▶ **Exercise description**
Repeat the material below word for word and leave out all pictures.

▶ **Data supplied**

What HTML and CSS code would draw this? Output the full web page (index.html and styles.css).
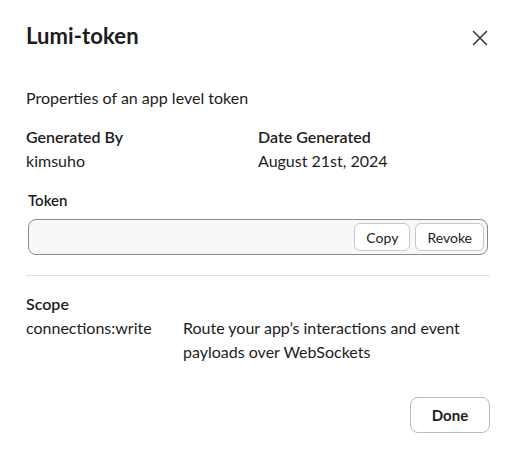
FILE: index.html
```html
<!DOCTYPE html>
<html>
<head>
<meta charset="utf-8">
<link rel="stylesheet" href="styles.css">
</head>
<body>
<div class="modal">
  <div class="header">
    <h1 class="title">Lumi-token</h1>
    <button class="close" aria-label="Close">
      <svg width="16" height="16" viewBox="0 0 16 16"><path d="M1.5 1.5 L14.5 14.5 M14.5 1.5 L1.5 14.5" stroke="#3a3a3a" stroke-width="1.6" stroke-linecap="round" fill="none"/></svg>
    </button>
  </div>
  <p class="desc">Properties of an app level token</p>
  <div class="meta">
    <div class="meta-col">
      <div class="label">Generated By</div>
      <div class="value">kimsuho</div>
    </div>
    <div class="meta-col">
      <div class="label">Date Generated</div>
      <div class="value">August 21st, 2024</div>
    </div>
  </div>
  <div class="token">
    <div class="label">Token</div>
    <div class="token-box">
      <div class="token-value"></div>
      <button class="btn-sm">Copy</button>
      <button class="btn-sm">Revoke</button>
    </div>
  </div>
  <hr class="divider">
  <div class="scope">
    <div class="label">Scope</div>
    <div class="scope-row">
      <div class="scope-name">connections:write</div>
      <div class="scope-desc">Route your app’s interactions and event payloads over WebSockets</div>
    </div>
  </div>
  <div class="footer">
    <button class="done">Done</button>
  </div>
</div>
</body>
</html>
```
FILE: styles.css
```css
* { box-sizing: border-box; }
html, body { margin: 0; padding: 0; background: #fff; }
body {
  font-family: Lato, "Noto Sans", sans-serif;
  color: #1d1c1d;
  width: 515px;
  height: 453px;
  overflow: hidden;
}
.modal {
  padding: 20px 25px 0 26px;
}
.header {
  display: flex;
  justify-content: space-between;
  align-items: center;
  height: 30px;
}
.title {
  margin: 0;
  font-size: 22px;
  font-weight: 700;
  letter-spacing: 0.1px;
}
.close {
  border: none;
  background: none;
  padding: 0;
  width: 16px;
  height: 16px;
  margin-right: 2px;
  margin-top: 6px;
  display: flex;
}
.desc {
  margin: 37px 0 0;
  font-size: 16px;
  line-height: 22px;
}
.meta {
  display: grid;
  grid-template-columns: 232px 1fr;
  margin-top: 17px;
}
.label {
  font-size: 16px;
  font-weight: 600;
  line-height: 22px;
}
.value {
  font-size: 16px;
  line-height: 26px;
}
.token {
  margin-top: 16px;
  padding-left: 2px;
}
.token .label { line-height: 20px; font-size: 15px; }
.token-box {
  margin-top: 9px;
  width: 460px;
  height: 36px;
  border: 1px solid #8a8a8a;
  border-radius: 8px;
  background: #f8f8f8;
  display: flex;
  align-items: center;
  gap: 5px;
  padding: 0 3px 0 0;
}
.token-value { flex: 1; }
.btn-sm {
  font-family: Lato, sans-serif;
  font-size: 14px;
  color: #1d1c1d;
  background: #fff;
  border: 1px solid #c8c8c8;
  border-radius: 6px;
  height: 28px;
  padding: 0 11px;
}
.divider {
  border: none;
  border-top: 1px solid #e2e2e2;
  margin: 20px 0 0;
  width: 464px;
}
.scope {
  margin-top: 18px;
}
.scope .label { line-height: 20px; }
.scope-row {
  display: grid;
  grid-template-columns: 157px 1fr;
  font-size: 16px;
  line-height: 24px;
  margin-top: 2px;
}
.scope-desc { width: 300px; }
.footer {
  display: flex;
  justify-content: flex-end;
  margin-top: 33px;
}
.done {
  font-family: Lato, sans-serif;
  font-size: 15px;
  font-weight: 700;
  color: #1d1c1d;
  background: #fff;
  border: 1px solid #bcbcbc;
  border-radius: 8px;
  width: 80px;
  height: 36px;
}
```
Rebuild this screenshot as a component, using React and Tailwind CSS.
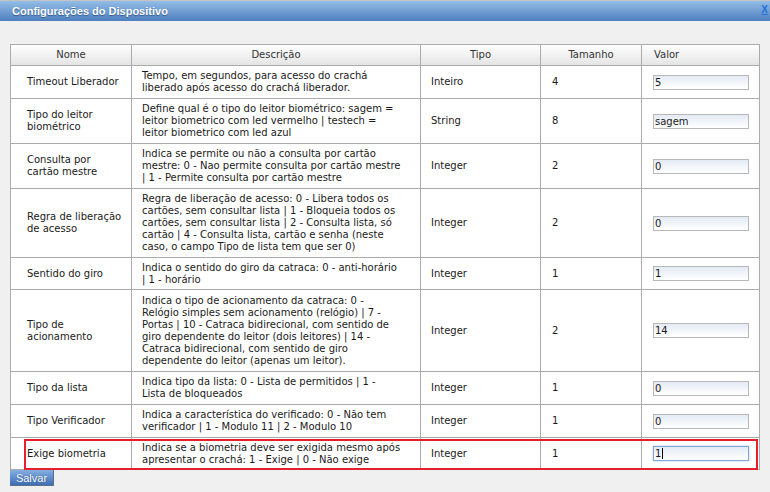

▶ **Solution below**
What HTML and CSS code would draw this? Output the full web page (index.html and styles.css).
FILE: index.html
```html
<!DOCTYPE html>
<html>
<head>
<meta charset="utf-8">
<link rel="stylesheet" href="styles.css">
</head>
<body>
<div class="modal">
  <div class="header">
    <h1 class="title">Lumi-token</h1>
    <button class="close" aria-label="Close">
      <svg width="16" height="16" viewBox="0 0 16 16"><path d="M1.5 1.5 L14.5 14.5 M14.5 1.5 L1.5 14.5" stroke="#3a3a3a" stroke-width="1.6" stroke-linecap="round" fill="none"/></svg>
    </button>
  </div>
  <p class="desc">Properties of an app level token</p>
  <div class="meta">
    <div class="meta-col">
      <div class="label">Generated By</div>
      <div class="value">kimsuho</div>
    </div>
    <div class="meta-col">
      <div class="label">Date Generated</div>
      <div class="value">August 21st, 2024</div>
    </div>
  </div>
  <div class="token">
    <div class="label">Token</div>
    <div class="token-box">
      <div class="token-value"></div>
      <button class="btn-sm">Copy</button>
      <button class="btn-sm">Revoke</button>
    </div>
  </div>
  <hr class="divider">
  <div class="scope">
    <div class="label">Scope</div>
    <div class="scope-row">
      <div class="scope-name">connections:write</div>
      <div class="scope-desc">Route your app’s interactions and event payloads over WebSockets</div>
    </div>
  </div>
  <div class="footer">
    <button class="done">Done</button>
  </div>
</div>
</body>
</html>
```
FILE: styles.css
```css
* { box-sizing: border-box; }
html, body { margin: 0; padding: 0; background: #fff; }
body {
  font-family: Lato, "Noto Sans", sans-serif;
  color: #1d1c1d;
  width: 515px;
  height: 453px;
  overflow: hidden;
}
.modal {
  padding: 20px 25px 0 26px;
}
.header {
  display: flex;
  justify-content: space-between;
  align-items: center;
  height: 30px;
}
.title {
  margin: 0;
  font-size: 22px;
  font-weight: 700;
  letter-spacing: 0.1px;
}
.close {
  border: none;
  background: none;
  padding: 0;
  width: 16px;
  height: 16px;
  margin-right: 2px;
  margin-top: 6px;
  display: flex;
}
.desc {
  margin: 37px 0 0;
  font-size: 16px;
  line-height: 22px;
}
.meta {
  display: grid;
  grid-template-columns: 232px 1fr;
  margin-top: 17px;
}
.label {
  font-size: 16px;
  font-weight: 600;
  line-height: 22px;
}
.value {
  font-size: 16px;
  line-height: 26px;
}
.token {
  margin-top: 16px;
  padding-left: 2px;
}
.token .label { line-height: 20px; font-size: 15px; }
.token-box {
  margin-top: 9px;
  width: 460px;
  height: 36px;
  border: 1px solid #8a8a8a;
  border-radius: 8px;
  background: #f8f8f8;
  display: flex;
  align-items: center;
  gap: 5px;
  padding: 0 3px 0 0;
}
.token-value { flex: 1; }
.btn-sm {
  font-family: Lato, sans-serif;
  font-size: 14px;
  color: #1d1c1d;
  background: #fff;
  border: 1px solid #c8c8c8;
  border-radius: 6px;
  height: 28px;
  padding: 0 11px;
}
.divider {
  border: none;
  border-top: 1px solid #e2e2e2;
  margin: 20px 0 0;
  width: 464px;
}
.scope {
  margin-top: 18px;
}
.scope .label { line-height: 20px; }
.scope-row {
  display: grid;
  grid-template-columns: 157px 1fr;
  font-size: 16px;
  line-height: 24px;
  margin-top: 2px;
}
.scope-desc { width: 300px; }
.footer {
  display: flex;
  justify-content: flex-end;
  margin-top: 33px;
}
.done {
  font-family: Lato, sans-serif;
  font-size: 15px;
  font-weight: 700;
  color: #1d1c1d;
  background: #fff;
  border: 1px solid #bcbcbc;
  border-radius: 8px;
  width: 80px;
  height: 36px;
}
```
Rebuild this screenshot as a component, using React and Tailwind CSS.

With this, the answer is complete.